Ao apresentar denúncia por corrupção e lavagem contra o ex-presidente Luiz Inácio Lula da Silva, o Ministério Público Federal apontou o petista como “comandante máximo” do esquema de desvios de dinheiro público na Petrobras e em outras estatais. Em uma entrevista coletiva transmitida ao vivo pela televisão, o coordenador da força-tarefa da Operação Lava-Jato no Paraná, Deltan Dallagnol, contextualizou a maneira como o presidente mais popular da história do país se envolveu em uma trama que deve levá-lo a se tornar, em poucos dias, réu em uma segunda ação penal no país. A decisão será tomada pelo juiz Sérgio Moro.

“O Ministério Público Federal acusa o senhor Luiz Inácio Lula da Silva como comandante máximo do esquema de corrupção”, disse, no fim da tarde de ontem, em um hotel no centro de Curitiba. O petista foi acusado de obter R$ 3,7 milhões em propinas apenas em uma parte do esquema. As acusações têm poder para arranhar a imagem do líder máximo do Partido dos Trabalhadores. A denúncia contra Lula tem 149 páginas com 305 anexos, assinada por 13 procuradores da República e protocolada na 13ª Vara Federal de Curitiba às 15h26 desta quarta-feira.

Segundo o coordenador da força-tarefa, Lula era o “o verdadeiro maestro dessa orquestra criminosa”. “Enquanto presidente da República, Lula tinha poder para orquestrar o esquema”, narra a acusação. “Era o único vértice comum de vários esquema de corrupção, de vários órgãos públicos em que o esquema se disseminou”, afirmou Deltan. Para comprovar, os procuradores anotaram 14 elementos que contextualizam a força do petista em relação à corrupção sistêmica encontrada no país. “Essas provas demonstram que Lula era o grande general que comandou a realização e a continuidade da prática dos crimes com poderes para determinar o funcionamento e, se quisesse, para determinar sua interrupção”, afirmou o procurador. Segundo ele, houve uma “propinocracia”, uma gestão regida por subornos usada para obter, de maneira criminosa, dois objetivos legítimos, a governabilidade e a perpetuação no poder. Outra meta era enriquecer ilicitamente os políticos.

 

PMDB e PP

Afirmações semelhantes já tinham sido feitas em parecer anterior ao juiz Sérgio Moro. Além disso, em inquérito no STF, a Procuradoria-Geral da República, em Brasília, apontou Lula como um dos participantes da grande organização criminosa que saqueou recursos de estatais junto com integrantes do PMDB e do PP. Mas o impacto das frases fortes e com adjetivos depreciativos na TV foi bem maior.

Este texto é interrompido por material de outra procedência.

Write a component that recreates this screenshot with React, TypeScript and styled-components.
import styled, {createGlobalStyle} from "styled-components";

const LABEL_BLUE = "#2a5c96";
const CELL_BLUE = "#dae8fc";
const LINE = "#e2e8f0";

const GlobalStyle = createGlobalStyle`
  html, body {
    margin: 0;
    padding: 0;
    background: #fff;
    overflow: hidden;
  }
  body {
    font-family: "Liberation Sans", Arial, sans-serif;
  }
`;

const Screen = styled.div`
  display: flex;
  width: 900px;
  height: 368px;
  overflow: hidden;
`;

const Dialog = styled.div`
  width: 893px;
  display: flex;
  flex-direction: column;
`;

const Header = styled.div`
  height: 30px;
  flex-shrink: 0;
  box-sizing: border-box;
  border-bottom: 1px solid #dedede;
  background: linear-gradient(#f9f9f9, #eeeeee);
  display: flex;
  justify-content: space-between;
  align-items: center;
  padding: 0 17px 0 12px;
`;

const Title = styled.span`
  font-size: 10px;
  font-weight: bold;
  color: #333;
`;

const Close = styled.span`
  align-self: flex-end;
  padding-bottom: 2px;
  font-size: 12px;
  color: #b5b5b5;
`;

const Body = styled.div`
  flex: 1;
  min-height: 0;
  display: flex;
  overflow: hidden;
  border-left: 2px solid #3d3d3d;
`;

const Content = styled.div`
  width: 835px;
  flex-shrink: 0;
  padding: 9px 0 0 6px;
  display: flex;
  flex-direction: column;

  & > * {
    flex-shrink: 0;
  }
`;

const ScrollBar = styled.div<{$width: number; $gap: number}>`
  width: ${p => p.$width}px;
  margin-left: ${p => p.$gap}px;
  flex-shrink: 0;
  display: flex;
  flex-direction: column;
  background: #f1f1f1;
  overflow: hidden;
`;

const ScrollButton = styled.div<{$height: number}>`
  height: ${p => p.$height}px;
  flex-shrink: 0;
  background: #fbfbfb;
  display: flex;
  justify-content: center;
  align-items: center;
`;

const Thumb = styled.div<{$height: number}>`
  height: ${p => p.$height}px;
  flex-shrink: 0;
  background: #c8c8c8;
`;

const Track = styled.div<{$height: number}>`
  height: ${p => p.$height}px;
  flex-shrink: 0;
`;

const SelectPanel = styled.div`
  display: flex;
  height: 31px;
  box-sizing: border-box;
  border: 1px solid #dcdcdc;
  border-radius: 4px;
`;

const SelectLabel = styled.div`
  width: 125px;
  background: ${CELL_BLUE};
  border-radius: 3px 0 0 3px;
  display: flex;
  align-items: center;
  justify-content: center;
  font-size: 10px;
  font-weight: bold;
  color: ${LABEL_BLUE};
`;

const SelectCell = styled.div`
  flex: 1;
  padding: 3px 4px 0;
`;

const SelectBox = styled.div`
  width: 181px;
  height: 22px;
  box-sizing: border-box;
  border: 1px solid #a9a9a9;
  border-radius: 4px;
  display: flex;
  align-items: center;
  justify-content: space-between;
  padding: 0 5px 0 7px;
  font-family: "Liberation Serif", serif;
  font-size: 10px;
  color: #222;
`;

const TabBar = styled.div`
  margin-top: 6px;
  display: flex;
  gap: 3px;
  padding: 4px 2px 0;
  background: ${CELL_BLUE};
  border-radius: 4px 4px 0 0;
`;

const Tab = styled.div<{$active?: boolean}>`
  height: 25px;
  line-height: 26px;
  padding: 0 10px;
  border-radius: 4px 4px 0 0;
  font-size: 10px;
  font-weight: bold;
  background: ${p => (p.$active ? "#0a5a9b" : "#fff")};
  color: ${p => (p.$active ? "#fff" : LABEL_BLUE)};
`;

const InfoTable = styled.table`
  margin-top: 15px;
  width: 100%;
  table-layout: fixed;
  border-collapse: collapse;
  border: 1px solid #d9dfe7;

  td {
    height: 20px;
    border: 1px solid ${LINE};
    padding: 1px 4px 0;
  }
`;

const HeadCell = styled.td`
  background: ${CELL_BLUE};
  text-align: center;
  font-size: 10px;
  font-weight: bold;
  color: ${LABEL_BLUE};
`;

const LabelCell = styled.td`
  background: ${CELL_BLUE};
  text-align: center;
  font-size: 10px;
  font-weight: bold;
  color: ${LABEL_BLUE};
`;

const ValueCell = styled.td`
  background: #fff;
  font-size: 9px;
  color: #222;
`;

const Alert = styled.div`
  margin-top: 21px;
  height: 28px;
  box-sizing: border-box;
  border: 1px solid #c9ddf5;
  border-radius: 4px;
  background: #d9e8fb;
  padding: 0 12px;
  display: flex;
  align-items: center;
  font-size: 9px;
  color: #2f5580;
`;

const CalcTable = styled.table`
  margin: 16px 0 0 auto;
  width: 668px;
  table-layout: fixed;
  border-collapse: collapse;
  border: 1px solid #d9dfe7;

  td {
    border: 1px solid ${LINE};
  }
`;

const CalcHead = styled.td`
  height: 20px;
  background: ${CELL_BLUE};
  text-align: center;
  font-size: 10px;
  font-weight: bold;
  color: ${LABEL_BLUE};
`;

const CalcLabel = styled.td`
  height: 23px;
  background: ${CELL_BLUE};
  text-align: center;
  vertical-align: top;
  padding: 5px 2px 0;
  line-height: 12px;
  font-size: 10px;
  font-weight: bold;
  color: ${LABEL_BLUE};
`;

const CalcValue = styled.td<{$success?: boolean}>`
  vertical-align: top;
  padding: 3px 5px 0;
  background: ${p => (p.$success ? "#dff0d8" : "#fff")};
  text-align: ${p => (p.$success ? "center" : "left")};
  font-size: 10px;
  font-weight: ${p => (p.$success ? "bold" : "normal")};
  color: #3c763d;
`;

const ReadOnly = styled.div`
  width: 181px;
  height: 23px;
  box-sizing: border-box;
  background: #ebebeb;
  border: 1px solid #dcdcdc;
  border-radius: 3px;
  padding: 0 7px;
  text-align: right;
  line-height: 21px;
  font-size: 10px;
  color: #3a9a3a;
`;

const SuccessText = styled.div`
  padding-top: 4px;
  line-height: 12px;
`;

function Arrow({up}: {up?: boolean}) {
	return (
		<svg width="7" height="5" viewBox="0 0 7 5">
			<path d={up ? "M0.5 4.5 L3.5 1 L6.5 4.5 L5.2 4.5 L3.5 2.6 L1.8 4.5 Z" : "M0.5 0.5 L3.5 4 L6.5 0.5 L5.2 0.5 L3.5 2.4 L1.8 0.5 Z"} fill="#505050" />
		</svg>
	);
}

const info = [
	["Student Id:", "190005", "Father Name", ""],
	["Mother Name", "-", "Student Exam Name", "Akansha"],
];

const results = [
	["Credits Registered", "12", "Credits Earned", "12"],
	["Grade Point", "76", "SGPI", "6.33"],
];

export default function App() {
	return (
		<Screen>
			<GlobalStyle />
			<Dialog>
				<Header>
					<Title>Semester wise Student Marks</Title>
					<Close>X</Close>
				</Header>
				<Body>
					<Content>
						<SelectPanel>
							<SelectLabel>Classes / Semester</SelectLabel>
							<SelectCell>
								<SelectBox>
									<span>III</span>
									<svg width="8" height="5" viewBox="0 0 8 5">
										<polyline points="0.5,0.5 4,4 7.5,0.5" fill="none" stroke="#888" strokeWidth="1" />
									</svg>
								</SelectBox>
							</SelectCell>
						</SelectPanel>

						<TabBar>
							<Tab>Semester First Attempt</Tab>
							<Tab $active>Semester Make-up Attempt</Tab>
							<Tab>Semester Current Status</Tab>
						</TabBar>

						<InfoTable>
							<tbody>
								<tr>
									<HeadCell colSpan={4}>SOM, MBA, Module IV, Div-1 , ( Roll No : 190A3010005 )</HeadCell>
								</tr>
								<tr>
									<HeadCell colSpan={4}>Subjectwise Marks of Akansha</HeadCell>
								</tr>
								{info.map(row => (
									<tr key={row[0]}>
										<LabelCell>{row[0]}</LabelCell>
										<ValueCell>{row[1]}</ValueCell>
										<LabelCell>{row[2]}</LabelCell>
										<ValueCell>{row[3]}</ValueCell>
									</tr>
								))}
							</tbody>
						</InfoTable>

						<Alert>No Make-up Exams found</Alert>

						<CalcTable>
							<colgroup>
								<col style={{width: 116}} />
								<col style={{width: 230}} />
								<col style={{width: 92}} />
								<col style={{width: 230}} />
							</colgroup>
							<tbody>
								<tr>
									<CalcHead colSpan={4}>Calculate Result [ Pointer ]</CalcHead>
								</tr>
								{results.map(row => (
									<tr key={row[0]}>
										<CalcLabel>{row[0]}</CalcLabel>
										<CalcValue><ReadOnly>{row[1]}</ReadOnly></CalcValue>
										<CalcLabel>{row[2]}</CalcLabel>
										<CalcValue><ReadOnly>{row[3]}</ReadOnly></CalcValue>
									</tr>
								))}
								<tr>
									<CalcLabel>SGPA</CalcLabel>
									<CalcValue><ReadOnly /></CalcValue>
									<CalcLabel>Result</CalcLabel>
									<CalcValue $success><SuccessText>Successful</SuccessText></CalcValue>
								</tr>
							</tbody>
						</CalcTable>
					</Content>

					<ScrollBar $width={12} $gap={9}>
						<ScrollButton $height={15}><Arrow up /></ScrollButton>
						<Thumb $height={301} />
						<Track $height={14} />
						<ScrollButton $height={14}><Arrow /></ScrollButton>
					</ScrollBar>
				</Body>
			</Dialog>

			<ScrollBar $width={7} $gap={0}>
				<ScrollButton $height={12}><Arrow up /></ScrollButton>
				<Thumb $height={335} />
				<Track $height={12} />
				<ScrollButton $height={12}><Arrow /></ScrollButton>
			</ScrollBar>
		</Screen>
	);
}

Deltan Dallagnol disse que não estava em jogo o legado do ex-presidente Lula e a avaliação de seu governo, mas a realização de crimes concretos identificados pela Polícia Federal e pelo Ministério Público. A denúncia toca em apenas uma dessas facetas: o recebimento de propinas por parte de Lula (corrupção), mas de forma dissimulada (lavagem de dinheiro). Na aquisição do tríplex 164-A, dizem os procuradores, a família do ex-presidente entregou um outro imóvel parcialmente pago e recebeu um bem maior da empreiteira OAS, resultando no pagamento de R$ 1,14 milhão. A personalização da nova residência resultou em mais R$ 926 mil e a decoração com móveis, mais R$ 300 mil. A OAS ainda pagou aluguel, por cinco anos, de serviços de transportadora para guardar acervo de Lula que ele trouxe do Palácio do Planalto para São Paulo: R$ 1,31 milhão.

Por outro lado, a empreiteira tinha três contratos de obras nas refinarias de Abreu e Lima, em Pernambuco, e Getúlio Vargas, no Paraná, de onde retirava as propinas, segundo a acusação. De acordo com o procurador Roberson Pozzobom, a maior parte dos recursos do “caixa de propinas” da OAS vinha da Petrobras.

Na denúncia, o MPF acusou Lula de receber R$ 3,7 milhões em propinas da OAS por meio de um tríplex reformado e mobiliado no Guarujá e também de armazenagem de bens que o petista trouxe do Palácio do Planalto quando deixou a Presidência. A OAS tinha obras em refinarias da Petrobras de onde extraía propinas. Um contrato com rasura mostraria que, desde o início, a família Lula já intentava adquirir o tríplex. MPF não confirma nem nega se pediu a prisão de Lula.

A denúncia pede a condenação de Lula, da ex-primeira-dama Marisa Letícia, do ex-presidente da OAS Léo Pinheiro e mais cinco pessoas ligadas a elas e à construtora. Os valores lavados somam R$ 87 milhões. Por isso, pedem o pagamento do dobro do valor em forma de confisco e ressarcimento aos cofres públicos. A OAS e a defesa de Pinheiro disseram ao Correio que não comentariam o caso. Os demais denunciados não foram localizados.